The March 5 agreement between Turkey and Russia put an end to the military confrontation in Idlib, Syria. President Recep Tayyip Erdoğan and his Russian counterpart, Vladimir Putin, shook hands on that deal to de-escalate what had become serious bilateral tensions. The 2018 Sochi agreement has thus been updated.
Obviously, it is a welcome development that the violence has stopped. The sustainability of the Idlib cease-fire, however, remains questionable. To address this issue, Turkish and Russian defense ministers need to lay down the groundwork for a security corridor and the transformation of radical groups like the Hayat Tahrir al-Sham (HTS). It is no secret that Bashar Assad will violate this cease-fire as soon as an opportunity presents itself. Therefore, Turkey must create a mechanism with Moscow and maintain a large military footprint in Idlib to deter the regime forces. Otherwise, the next confrontation will be even bloodier than the last.

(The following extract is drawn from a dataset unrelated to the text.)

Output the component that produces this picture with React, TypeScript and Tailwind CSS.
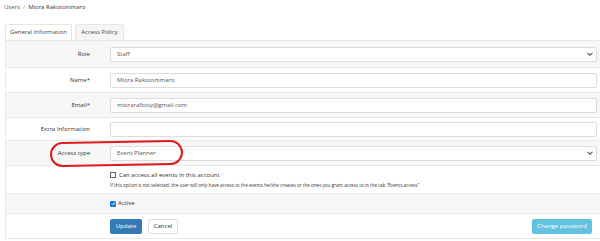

In response to the Assad regime’s bombardment, which drove some 1 million civilians to the Turkish border, Turkey took two simultaneous steps. It did not shy away from a confrontation with Assad and struck regime targets on the ground. Over the course of several days, Damascus lost over 3,000 fighters, part of its air defense systems, as well as numerous armed vehicles and three aircraft. At the same time, the Turks announced that they were no longer able to shoulder the burden of refugees and declared that they would not attempt to stop migrants headed to Europe.
With the Turkish security forces standing down, tens of thousands of people piled on Turkey’s land border with Greece and Bulgaria. The total number of refugees, who entered the EU in recent days, was between 37,000 and 143,000 according to Greek and Turkish official data, respectively.
By granting refugees free passage to the West, the Turks delivered a hardly original message to the EU: “You do not comply with the 2016 agreement. You do not share the burden of refugees. We cannot do this anymore.” Erdoğan, who visited Brussels on Monday to hold talks with European leaders, had repeatedly made the same point. So, what was the EU's response?
Greece has been violating international law by pushing back asylum seekers and hurting anyone who manages to cross the Turkish-Greek border. EU officials visited that border last week to express solidarity with the Greek police – praising them as Europe’s shield. Some Turkish observers described the violent treatment of refugees and the Union’s public endorsement of such practices as proof of Europe’s moral bankruptcy. Having witnessed the "collapse" of European "values" back in the 1990s, when European leaders turned a blind eye to the unfolding genocide in Bosnia-Herzegovina, I was not surprised. European governments’ policy in Syria and their approach to the Idlib crisis has nothing to do with "civilization" or "humanitarian values."
Let’s face it: The EU is fully committed to realpolitik and its interests, even though it lacks the decision-making and leadership mechanisms required to play that game. As such, any attempt at criticizing the EU with reference to "values" looks like a naive nostalgia to me. The simple truth is that Europe does not act unless its own interests are at risk.
By the same token, the European media’s response to Erdoğan’s call for burden-sharing is utterly meaningless. Reporters like to accuse Turkey of "blackmailing" Europe by "weaponizing" refugees. Indeed, the EU tends to spread propaganda whenever it faces criticism for failing to do its homework. To be clear, the European approach does not serve anyone’s interests.
Since 2011, Europe has rejected that a civil war was taking place at its eastern border. Yet Turkey is not a buffer zone between Europe and the Middle East. It is a NATO ally and a country pursuing EU membership. European governments limited their interest in Syria to the fight against Daesh terrorists and the arrival of some 1 million refugees in 2015. Europe’s leaders expected the Turks to sacrifice themselves to keep a lid on irregular migration, as those new threats fueled populism across the continent.
In addition to keeping its cooperation with Turkey at a minimum, the EU failed to keep its promises, including visa liberalization, a new customs union agreement, the opening of new chapters, and adequate financial support. To add insult to injury, the Europeans blamed the Turks for supposedly asking for more and more money. The EU needs to understand that the spillover of the Syrian civil war isn’t just a Turkish problem. European democracies would crumble if the Turks were to manage the refugee issue less successfully. Without the strong leadership of Erdoğan, whom they keep criticizing, Turkey wouldn’t be able to shoulder that burden.
The EU needs to start doing its homework and become part of the solution in Syria.